IR: For me, having come from the farming world, I really had no idea what I was getting into when I met Matt and signed up to be a part of the Atera team. What it meant to work for him or that kind of restaurant, trying to be the best in the world. I remember one of the first months telling Jamie (Young, former Atera chef de cuisine) “I don’t know what I’m doing – I have all this kitchen work and I don’t know how to complete it”. Jamie said you have to watch Michele Bras – Inventing Cuisine. That will help you to understand what’s happening here. I went home and I watched it and watched it again, I probably watched it over a dozen times over the course of my tenure at Atera, because it was a world I had no interaction with previously. Since then, I’ve come to understand better how restaurants at the highest levels work.
The garden at Olmsted is one of the most beautiful and Instagrammed places in the New York this summer. Can you tell us about what you have going on there?
IR: It’s set up in two beds. The outer bed is an example of things we use. Sunchokes, fiddlehead ferns and asparagus. But just a few feet of each. It’s not enough to support the restaurant. Then the inner bed is our actual growing of a product to support a dish on the menu. We’re planting radishes on a five week cycle and it’s very lucky that it’s actually worked out that the greens are sufficient to supply all we need. It’s really exciting.
GB: There are a few things that it can keep up with like the lemon balm and nasturtium — it’s more functional than I would have ever expected.
How about the quails? We know they are pets and not food, but are you able to use the eggs?
GB: One of the first things that Ian did while we were building this thing is plant some horseradish. He rooted it and it grew and we do this french toast thing – pain perdu — we caramelize it and put a quail egg on top. Just one bite and we try to do it when we can.
Olmsted has an impressive tea program. Can you tell us how that came about?
IR: That was just about having a relationship with Jeff (Ruiz), who also did the tea program at Atera. That was our way to bring Jeff into the project. And let him showcase what he’s passionate about.

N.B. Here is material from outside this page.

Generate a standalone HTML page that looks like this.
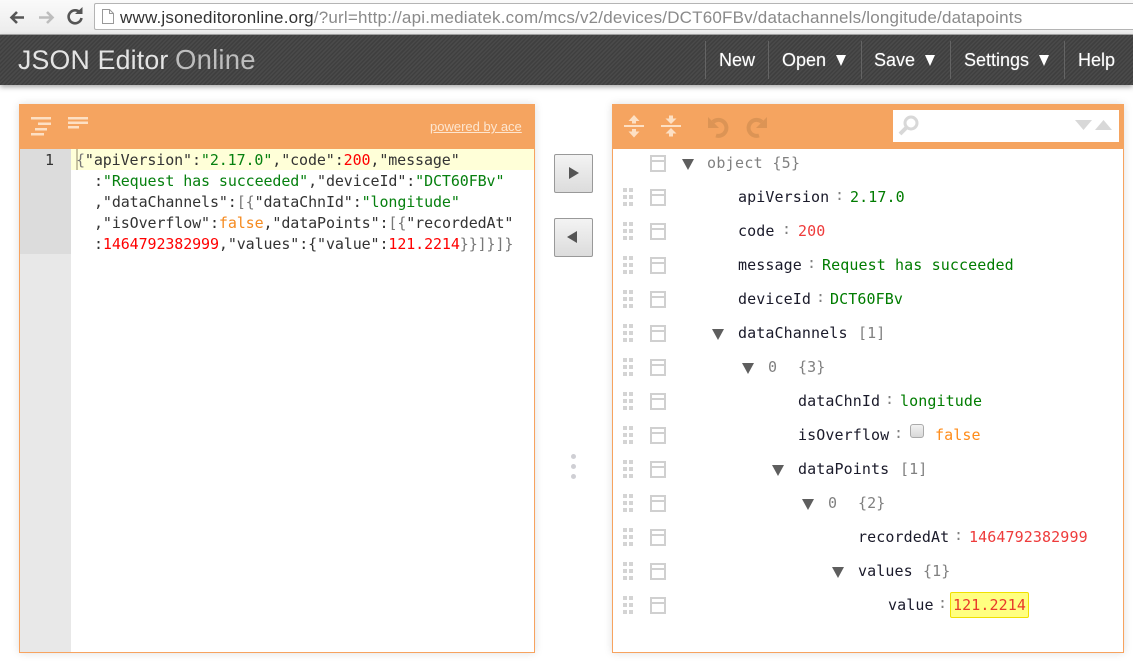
<!DOCTYPE html>
<html><head><meta charset="utf-8">
<style>
html,body{margin:0;padding:0;background:#fff;}
body{width:1133px;height:666px;overflow:hidden;position:relative;font-family:"Liberation Sans",sans-serif;}
.a{position:absolute;white-space:pre;}
#chrome{position:absolute;left:0;top:0;width:1133px;height:34px;background:linear-gradient(#fafafa,#ececec);border-bottom:1px solid #a8a8a8;}
#url{position:absolute;left:94px;top:3px;width:1039px;height:25px;background:#fff;border:1px solid #b4b4b4;border-right:none;border-radius:2px 0 0 2px;box-sizing:content-box;}
#urltxt{left:120px;top:8px;font-size:17px;line-height:19px;color:#8a8a8a;letter-spacing:.2px;}
#urltxt b{font-weight:normal;color:#333;}
#hdr{position:absolute;left:0;top:35px;width:1133px;height:50px;background:#464646 repeating-linear-gradient(135deg,#4a4a4a 0,#4a4a4a 1.5px,#3f3f3f 1.5px,#3f3f3f 3px);box-shadow:0 2px 5px rgba(0,0,0,.35);}
.sep{position:absolute;top:41px;width:1px;height:38px;background:#646464;}
.mi{position:absolute;top:50px;font-size:18px;line-height:20px;color:#fff;white-space:pre;text-shadow:0 0 1px rgba(255,255,255,.5);}
.ma{position:absolute;top:55px;width:0;height:0;border-left:5.5px solid transparent;border-right:5.5px solid transparent;border-top:11px solid #fff;}
.pn{position:absolute;box-sizing:border-box;border:1px solid #f7a35f;background:#fff;box-shadow:0 0 8px rgba(0,0,0,.13);}
.bar{position:absolute;background:#f5a460;}
.mono{font-family:"DejaVu Sans Mono","Liberation Mono",monospace;font-size:15px;line-height:21px;}
.l{position:absolute;left:94px;color:#333;letter-spacing:-.11px;white-space:pre;}
.s{color:#06800f;}.n{color:#f00;}.b{color:#f58a1f;}.g{color:#777;}
.r{position:absolute;font-family:"DejaVu Sans Mono","Liberation Mono",monospace;font-size:15px;line-height:20px;color:#1a1a2a;letter-spacing:.1px;white-space:pre;}
.gr{color:#808080;}.str{color:#007c00;}.num{color:#ee3b3b;}.bl{color:#ff8c1a;}
.c{color:#808080;margin-top:-2px;}
.ic{position:absolute;left:650px;width:12px;height:13px;border:2px solid #d0d0d0;background:linear-gradient(#d0d0d0,#d0d0d0) 0 3px/100% 2px no-repeat;}
.tr{position:absolute;width:0;height:0;border-left:6px solid transparent;border-right:6px solid transparent;border-top:11px solid #5e5e5e;}
.btn{position:absolute;left:554px;width:37px;height:37px;border:1px solid #999;border-radius:2px;background:linear-gradient(#f3f3f3,#dcdcdc);}
</style></head><body>

<div id="chrome"></div>
<svg class="a" style="left:0;top:0" width="94" height="34" viewBox="0 0 94 34">
<path d="M24 17.500H12M17 12L11.500 17.500l5.500 5.500" fill="none" stroke="#555" stroke-width="2.600"/>
<path d="M39 17.500H52M47 12L52.500 17.500 47 23" fill="none" stroke="#bdbdbd" stroke-width="2.600"/>
<path d="M80 12.500A6.500 6.500 0 1 0 81.500 18" fill="none" stroke="#555" stroke-width="2.600"/>
<path d="M75 14h7.500V7z" fill="#555"/>
</svg>
<div id="url"></div>
<svg class="a" style="left:101px;top:8px" width="14" height="17" viewBox="0 0 14 17"><path d="M1.500 1.500h7l4 4v10h-11zM8.500 1.500v4h4" fill="#fff" stroke="#999" stroke-width="1"/></svg>
<div class="a" id="urltxt"><b>www.jsoneditoronline.org</b>/?url=http://api.mediatek.com/mcs/v2/devices/DCT60FBv/datachannels/longitude/datapoints</div>

<div id="hdr"></div>
<div class="a" style="left:18px;top:42px;font-size:26.700px;line-height:36px;color:#e4e4e4;letter-spacing:.2px;">JSON Editor</div>
<div class="a" style="left:175px;top:42px;font-size:27.500px;line-height:36px;color:#bdbdbd;letter-spacing:.2px;font-weight:normal;">Online</div>
<div class="sep" style="left:705px"></div><div class="sep" style="left:768px"></div><div class="sep" style="left:861px"></div><div class="sep" style="left:950px"></div><div class="sep" style="left:1064px"></div>
<div class="mi" style="left:719px">New</div>
<div class="mi" style="left:782px">Open</div><div class="ma" style="left:836px"></div>
<div class="mi" style="left:874px">Save</div><div class="ma" style="left:925px"></div>
<div class="mi" style="left:964px">Settings</div><div class="ma" style="left:1039px"></div>
<div class="mi" style="left:1078px">Help</div>

<!-- left panel -->
<div class="pn" style="left:19px;top:104px;width:516px;height:549px;"></div>
<div class="bar" style="left:19px;top:104px;width:516px;height:45px;"></div>
<svg class="a" style="left:28px;top:114px" width="64" height="24" viewBox="0 0 64 24">
<g fill="#fde0c4"><rect x="3" y="3" width="20" height="2.500"/><rect x="10" y="8.500" width="13" height="2.500"/><rect x="7" y="14" width="12" height="2.500"/><rect x="3" y="19" width="13" height="2.500"/>
<rect x="40" y="3" width="20" height="2.500"/><rect x="40" y="7.500" width="20" height="2.500"/><rect x="40" y="12" width="11" height="2.500"/></g></svg>
<div class="a" style="left:430px;top:118px;font-size:13px;line-height:17px;color:#fde6d0;text-decoration:underline;">powered by ace</div>
<div class="a" style="left:20px;top:149px;width:51px;height:503px;background:#e8e8e8;"></div>
<div class="a" style="left:20px;top:149px;width:51px;height:105px;background:#dcdcdc;"></div>
<div class="a" style="left:71px;top:149px;width:463px;height:21px;background:#ffffd8;"></div>
<div class="a" style="left:76px;top:149px;width:2px;height:21px;background:#c8c4a0;"></div>
<div class="a mono" style="left:45px;top:150px;color:#333;">1</div>
<div class="mono">
<div class="l" style="top:150px;left:76px"><span class="g">{</span>"apiVersion":<span class="s">"2.17.0"</span>,"code":<span class="n">200</span>,"message"</div>
<div class="l" style="top:171px">:<span class="s">"Request has succeeded"</span>,"deviceId":<span class="s">"DCT60FBv"</span></div>
<div class="l" style="top:192px">,"dataChannels":<span class="g">[{</span>"dataChnId":<span class="s">"longitude"</span></div>
<div class="l" style="top:213px">,"isOverflow":<span class="b">false</span>,"dataPoints":<span class="g">[{</span>"recordedAt"</div>
<div class="l" style="top:234px">:<span class="n">1464792382999</span>,"values":{"value":<span class="n">121.2214</span><span class="g">}}]}]}</span></div>
</div>

<!-- middle -->
<div class="btn" style="top:154px"><div class="a" style="left:14px;top:12px;border-left:10px solid #555;border-top:6px solid transparent;border-bottom:6px solid transparent;"></div></div>
<div class="btn" style="top:218px"><div class="a" style="left:12px;top:12px;border-right:10px solid #555;border-top:6px solid transparent;border-bottom:6px solid transparent;"></div></div>
<div class="a" style="left:571px;top:454px;width:5px;height:5px;border-radius:50%;background:#cfcfd4;"></div>
<div class="a" style="left:571px;top:464px;width:5px;height:5px;border-radius:50%;background:#cfcfd4;"></div>
<div class="a" style="left:571px;top:474px;width:5px;height:5px;border-radius:50%;background:#cfcfd4;"></div>

<!-- right panel -->
<div class="pn" style="left:612px;top:104px;width:512px;height:549px;"></div>
<div class="bar" style="left:612px;top:104px;width:512px;height:45px;"></div>
<svg class="a" style="left:620px;top:110px" width="150" height="32" viewBox="620 110 150 32">
<g fill="#fde0c4"><rect x="624" y="125" width="20" height="2"/>
<path d="M634 115l5.500 6h-3.500v2.500h-4v-2.500h-3.500zM634 137.500l5.500-6h-3.500v-2.500h-4v2.500h-3.500z"/>
<rect x="661" y="125" width="20" height="2"/>
<path d="M671 124l5.500-5.500h-3.500v-3h-4v3h-3.500zM671 128l5.500 5.500h-3.500v3h-4v-3h-3.500z"/></g>
<g fill="none" stroke="#dc9455" stroke-width="4"><path d="M713 122A8 8 0 1 1 716 135.500"/><path d="M762 122A8 8 0 1 0 759 135.500"/></g>
<path d="M708 117v11h11zM767 117v11h-11z" fill="#dc9455"/>
</svg>
<div class="a" style="left:893px;top:110px;width:226px;height:32px;background:#fff;"></div>
<svg class="a" style="left:893px;top:110px" width="226" height="32" viewBox="0 0 226 32">
<circle cx="18" cy="13" r="6" fill="none" stroke="#d8d8d8" stroke-width="3"/><path d="M13 18l-6 6" stroke="#d8d8d8" stroke-width="4"/>
<path d="M182 10h17l-8.500 10z" fill="#d8d8d8"/><path d="M202 20h17l-8.500-10z" fill="#d8d8d8"/></svg>

<i class="ic" style="top:155px"></i><i class="ic" style="top:189px"></i><i class="ic" style="top:223px"></i><i class="ic" style="top:257px"></i><i class="ic" style="top:291px"></i><i class="ic" style="top:325px"></i><i class="ic" style="top:359px"></i><i class="ic" style="top:393px"></i><i class="ic" style="top:427px"></i><i class="ic" style="top:461px"></i><i class="ic" style="top:495px"></i><i class="ic" style="top:529px"></i><i class="ic" style="top:563px"></i><i class="ic" style="top:597px"></i>

<svg class="a" style="left:623px;top:180px" width="12" height="440" viewBox="0 0 12 440"><defs><g id="d" fill="#d4d4d4"><rect x="0" y="8" width="4" height="4"/><rect x="6" y="8" width="4" height="4"/><rect x="0" y="15" width="4" height="4"/><rect x="6" y="15" width="4" height="4"/><rect x="0" y="22" width="4" height="4"/><rect x="6" y="22" width="4" height="4"/></g></defs>
<use href="#d" y="0"/><use href="#d" y="34"/><use href="#d" y="68"/><use href="#d" y="102"/><use href="#d" y="136"/><use href="#d" y="170"/><use href="#d" y="204"/><use href="#d" y="238"/><use href="#d" y="272"/><use href="#d" y="306"/><use href="#d" y="340"/><use href="#d" y="374"/><use href="#d" y="408"/></svg>

<div class="tr" style="left:682px;top:159px"></div>
<div class="tr" style="left:712px;top:329px"></div>
<div class="tr" style="left:742px;top:363px"></div>
<div class="tr" style="left:772px;top:465px"></div>
<div class="tr" style="left:802px;top:499px"></div>
<div class="tr" style="left:832px;top:567px"></div>

<div class="r gr" style="left:707px;top:153px;letter-spacing:.3px">object {5}</div>

<div class="r" style="left:738px;top:187px">apiVersion</div><div class="r c" style="left:835px;top:187px">:</div><div class="r str" style="left:850px;top:187px">2.17.0</div>
<div class="r" style="left:738px;top:221px">code</div><div class="r c" style="left:782px;top:221px">:</div><div class="r num" style="left:798px;top:221px">200</div>
<div class="r" style="left:738px;top:255px">message</div><div class="r c" style="left:807px;top:255px">:</div><div class="r str" style="left:822px;top:255px">Request has succeeded</div>
<div class="r" style="left:738px;top:289px">deviceId</div><div class="r c" style="left:816px;top:289px">:</div><div class="r str" style="left:830px;top:289px">DCT60FBv</div>
<div class="r" style="left:738px;top:323px">dataChannels</div><div class="r gr" style="left:858px;top:323px">[1]</div>
<div class="r gr" style="left:768px;top:357px">0</div><div class="r gr" style="left:798px;top:357px">{3}</div>
<div class="r" style="left:798px;top:391px">dataChnId</div><div class="r c" style="left:885px;top:391px">:</div><div class="r str" style="left:900px;top:391px">longitude</div>
<div class="r" style="left:798px;top:425px">isOverflow</div><div class="r c" style="left:894px;top:425px">:</div>
<div class="a" style="left:910px;top:424px;width:12px;height:12px;border:1px solid #aaa;border-radius:3px;background:linear-gradient(#f2f2f2,#d8d8d8);"></div>
<div class="r bl" style="left:935px;top:425px">false</div>
<div class="r" style="left:798px;top:459px">dataPoints</div><div class="r gr" style="left:900px;top:459px">[1]</div>
<div class="r gr" style="left:828px;top:493px">0</div><div class="r gr" style="left:858px;top:493px">{2}</div>
<div class="r" style="left:858px;top:527px">recordedAt</div><div class="r c" style="left:954px;top:527px">:</div><div class="r num" style="left:969px;top:527px">1464792382999</div>
<div class="r" style="left:858px;top:561px">values</div><div class="r gr" style="left:923px;top:561px">{1}</div>
<div class="a" style="left:950px;top:592px;width:77px;height:24px;background:#ffff80;border:1px solid #f0e000;border-radius:2px;"></div>
<div class="r" style="left:888px;top:595px">value</div><div class="r c" style="left:938px;top:595px">:</div><div class="r num" style="left:953px;top:595px;color:#e83a2a">121.2214</div>

</body></html>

GB: For me it’s two parts, the more talented people with skills around, the more you want to give them the opportunity to share what they’re passionate about. We like Jeff and he has a thing for teas so why not let him have an outlet for that. And then with the garden, we wanted something lunch related… like tea time in the garden.
Who are some favorite purveyors you’re working with?
IR: Mauer Farm provides our Guinea Hen – it started small buying 25 hens a week. But it grew and we’ve literally dwindled their stocks.
GB: She said thank you – but now I have to close for a while.
Do they only raise Guinea Hens?
IR: I think Guinea Hens is their thing. We had to take a break because it was so successful. But the cool thing is — it started out we had this dish on the menu – Guinea Hen Two ways.. really great, but as we grew, so was the amount we were able to buy.
GB: She also has all these eggs that she didn’t want to fertilize because she didn’t want the farm to get that big – and there is no market for guinea hen eggs – starting out I had never even thought about them, but now we buy them for the chawanmushi. And we’re using the livers in a mousse we run 8-10 jars a night.
IR: Through this one relationship, we have three dishes.
Can you share some of your favorite New York restaurants with us?
GB: I love Casa Mono – it’s been a while since I’ve been been there, but the razor clams when they have them are a favorite. Just roughly chopped garlic and lemon on the plancha.
IR: I’m going to go with my staple. Blue Ribbon Bakery + Kitchen – I spend a lot of my free time there. They offer pulled pork as a topping and it’s amazing. I’ll pretty much add it to anything.